When 95 of the school’s 159 pupils had come down with what came to be known as omuneepo, the Swahili word for laughing disease, the school shut down. The students returned to their villages, taking omuneepo with them. The affliction spread from person to person, school to school, village to village. “The education of the children is being seriously interfered with and there is considerable fear among the village communities,” noted local medical officers in a 1963 report in the Central African Journal of Medicine. They could find no explanation for the matter. When the epidemic finally died down months later, roughly a thousand people had been struck by the “laughing disease.”
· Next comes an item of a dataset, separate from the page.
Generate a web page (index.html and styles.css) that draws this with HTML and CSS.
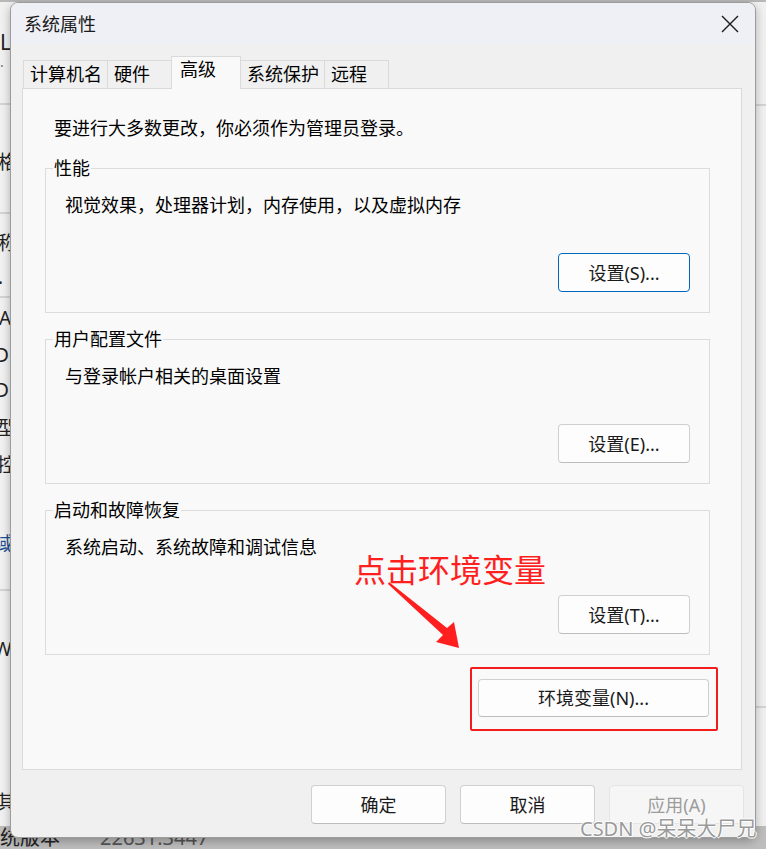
FILE: index.html
```html
<!DOCTYPE html>
<html lang="zh-CN">
<head>
<meta charset="utf-8">
<title>系统属性</title>
<link rel="stylesheet" href="styles.css">
</head>
<body>
<div class="desk">
  <div class="desk-top"></div>
  <div class="desk-line dl1"></div>
  <div class="desk-line dl2"></div>
  <div class="desk-line dl3"></div>
  <div class="desk-line dl4"></div>
  <div class="desk-line dl5"></div>
  <div class="desk-line dl6"></div>
  <span class="frag f1">L</span>
  <span class="frag f2">·</span>
  <span class="frag f3">格</span>
  <span class="frag f4">称</span>
  <span class="frag f5">·</span>
  <span class="frag f6">A</span>
  <span class="frag f7">D</span>
  <span class="frag f8">D</span>
  <span class="frag f9">型</span>
  <span class="frag f10">控</span>
  <span class="frag f11 frag-link">域</span>
  <span class="frag f12">W</span>
  <span class="frag f13">其</span>
  <div class="desk-bottom"><span class="db-label">统版本</span><span class="db-value">22631.3447</span></div>
</div>

<div class="dialog">
  <div class="titlebar">
    <span class="title">系统属性</span>
    <span class="close" aria-label="关闭"><svg width="18" height="18" viewBox="0 0 18 18"><path d="M1 1 L17 17 M17 1 L1 17" stroke="#1b1b1b" stroke-width="1.4" fill="none"/></svg></span>
  </div>
  <div class="tabs">
    <div class="tab">计算机名</div>
    <div class="tab">硬件</div>
    <div class="tab tab-active">高级</div>
    <div class="tab">系统保护</div>
    <div class="tab">远程</div>
  </div>
  <div class="panel">
    <p class="intro">要进行大多数更改，你必须作为管理员登录。</p>
    <fieldset class="group">
      <legend>性能</legend>
      <p class="desc">视觉效果，处理器计划，内存使用，以及虚拟内存</p>
      <button class="btn btn-set btn-default">设置(S)...</button>
    </fieldset>
    <fieldset class="group">
      <legend>用户配置文件</legend>
      <p class="desc">与登录帐户相关的桌面设置</p>
      <button class="btn btn-set">设置(E)...</button>
    </fieldset>
    <fieldset class="group">
      <legend>启动和故障恢复</legend>
      <p class="desc">系统启动、系统故障和调试信息</p>
      <button class="btn btn-set">设置(T)...</button>
    </fieldset>
    <div class="env-row"><button class="btn btn-env">环境变量(N)...</button></div>
  </div>
  <div class="footer">
    <button class="btn btn-foot">确定</button>
    <button class="btn btn-foot">取消</button>
    <button class="btn btn-foot btn-disabled">应用(A)</button>
  </div>
</div>

<div class="annot-text">点击环境变量</div>
<svg class="annot-arrow" width="80" height="75" viewBox="385 578 80 75">
  <polygon points="389,582 447,628 454,622 459,648 436,642 443,635 388,584" fill="#ff1f1f"/>
</svg>
<div class="annot-box"></div>

<div class="watermark">CSDN @呆呆大尸兄</div>
</body>
</html>
```

FILE: styles.css
```css
html, body {
  margin: 0;
  padding: 0;
}

body {
  width: 766px;
  height: 849px;
  overflow: hidden;
  position: relative;
  background: #ececec;
  font-family: "Noto Sans", "Noto Sans CJK SC", sans-serif;
  color: #000;
}

/* ---------- desktop / background window ---------- */
.desk {
  position: absolute;
  inset: 0;
  background: #f1f1f1;
}

.desk-top {
  position: absolute;
  left: 0;
  top: 0;
  width: 766px;
  height: 2px;
  background: #b8b8b8;
}

.desk-line {
  position: absolute;
  height: 2px;
  background: #d4d4d4;
}

.dl1 { left: 0; top: 103px; width: 12px; }
.dl2 { left: 0; top: 212px; width: 12px; }
.dl3 { left: 0; top: 296px; width: 12px; }
.dl4 { left: 0; top: 589px; width: 12px; }
.dl5 { left: 754px; top: 104px; width: 12px; }
.dl6 { left: 754px; top: 706px; width: 12px; }

.frag {
  position: absolute;
  font-size: 19px;
  line-height: 24px;
  color: #222;
  font-family: "Noto Sans", "Noto Sans CJK SC", sans-serif;
}

.frag-link { color: #1d4f91; }

.f1 { left: 0; top: 30px; font-size: 21px; }
.f2 { left: 0; top: 54px; color: #777; font-size: 14px; }
.f3 { left: -2px; top: 150px; }
.f4 { left: -2px; top: 231px; }
.f5 { left: -2px; top: 271px; }
.f6 { left: -1px; top: 306px; }
.f7 { left: -5px; top: 343px; }
.f8 { left: -5px; top: 378px; }
.f9 { left: -3px; top: 416px; }
.f10 { left: -3px; top: 453px; }
.f11 { left: -6px; top: 532px; }
.f12 { left: -6px; top: 637px; }
.f13 { left: -3px; top: 790px; }

.desk-bottom {
  position: absolute;
  left: 0;
  top: 826px;
  width: 766px;
  height: 23px;
  background: #bdbdbd;
  display: flex;
  gap: 40px;
  font-size: 20px;
  line-height: 24px;
  color: #222;
}

.db-value {
  color: #555;
}

/* ---------- dialog ---------- */
.dialog {
  position: absolute;
  left: 10px;
  top: 2px;
  width: 746px;
  height: 836px;
  box-sizing: border-box;
  border: 1px solid #9c9c9c;
  border-radius: 8px;
  background: #f0f0f0;
  box-shadow: 0 3px 10px rgba(0, 0, 0, 0.28);
  overflow: hidden;
  display: flex;
  flex-direction: column;
}

.titlebar {
  height: 41px;
  flex: none;
  background: #eff0f6;
  display: flex;
  align-items: center;
  justify-content: space-between;
  padding: 0 16px 0 13px;
}

.title {
  font-size: 18px;
  line-height: 24px;
  color: #1a1a1a;
}

.close {
  display: flex;
  width: 18px;
  height: 18px;
}

.tabs {
  height: 44px;
  flex: none;
  display: flex;
  align-items: flex-end;
  padding-left: 13px;
  position: relative;
  z-index: 1;
}

.tab {
  box-sizing: border-box;
  height: 28px;
  min-width: 65px;
  padding: 1px 5px 0 6px;
  border: 1px solid #dadada;
  border-bottom: none;
  background: #f0f0f0;
  font-size: 18px;
  line-height: 24px;
  margin-left: -1px;
}

.tab-active {
  height: 33px;
  min-width: 70px;
  padding: 0 6px 0 8px;
  background: #f9f9f9;
  margin-bottom: -1px;
  position: relative;
  z-index: 2;
}

.panel {
  box-sizing: border-box;
  height: 682px;
  margin: 0 13px 0 11px;
  border: 1px solid #dadada;
  background: #f9f9f9;
  padding: 27px 31px 0 22px;
  display: flex;
  flex-direction: column;
}

.intro {
  margin: 0 0 0 9px;
  font-size: 18px;
  line-height: 24px;
}

.group {
  margin: 16px 0 0 0;
  padding: 0 19px 20px 7px;
  border: 1px solid #dcdcdc;
  display: flex;
  flex-direction: column;
  min-width: 0;
}

.group + .group {
  margin-top: 14px;
}

.group legend {
  padding: 0 1px;
  font-size: 18px;
  line-height: 24px;
}

.desc {
  margin: 13px 0 0 12px;
  font-size: 18px;
  line-height: 24px;
}

.btn {
  box-sizing: border-box;
  font-family: "Noto Sans", "Noto Sans CJK SC", sans-serif;
  font-size: 18px;
  line-height: 24px;
  color: #1a1a1a;
  background: #fdfdfd;
  border: 1px solid #d0d0d0;
  border-bottom-color: #bdbdbd;
  border-radius: 4px;
  padding: 0;
}

.btn-set {
  align-self: flex-end;
  width: 132px;
  height: 39px;
  margin-top: 36px;
}

.btn-default {
  border: 1px solid #0067c0;
}

.env-row {
  display: flex;
  justify-content: flex-end;
  margin-top: 24px;
  margin-right: 1px;
}

.btn-env {
  width: 231px;
  height: 38px;
}

.footer {
  flex: 1;
  display: flex;
  justify-content: flex-end;
  gap: 14px;
  padding: 15px 11px 0 0;
}

.btn-foot {
  width: 135px;
  height: 39px;
}

.btn-disabled {
  color: #9c9c9c;
  background: #f6f6f6;
  border-color: #e4e4e4;
}

/* ---------- annotations ---------- */
.annot-text {
  position: absolute;
  left: 354px;
  top: 548px;
  font-size: 32px;
  line-height: 40px;
  color: #ff1f1f;
  font-family: "Noto Sans CJK SC", sans-serif;
}

.annot-arrow {
  position: absolute;
  left: 385px;
  top: 578px;
}

.annot-box {
  position: absolute;
  left: 470px;
  top: 667px;
  width: 248px;
  height: 64px;
  box-sizing: border-box;
  border: 2px solid #f21c1c;
  border-radius: 2px;
}

.watermark {
  position: absolute;
  left: 580px;
  top: 816px;
  font-size: 20px;
  line-height: 26px;
  color: #9a9a9a;
  font-family: "Noto Sans", "Noto Sans CJK SC", sans-serif;
  text-shadow: 1px 0 0 #fff, -1px 0 0 #fff, 0 1px 0 #fff, 0 -1px 0 #fff;
}
```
Laughter is a vexing subject even when it’s not spreading through the countryside like a virulent disease. Take the work of Robert Provine, a neuroscientist and psychology professor at the University of Maryland, Baltimore County. For his book, Laughter: A Scientific Investigation, Provine engaged in what he called “sidewalk neuroscience,” tracking and observing real-world laughter. He and his collaborators used tape recorders to capture more than a thousand “laugh episodes” in bars, shopping malls, cocktail parties, and class reunions. And he had dozens of student volunteers note in a “laugh log” the circumstances around every time they tittered, chuckled, or guffawed.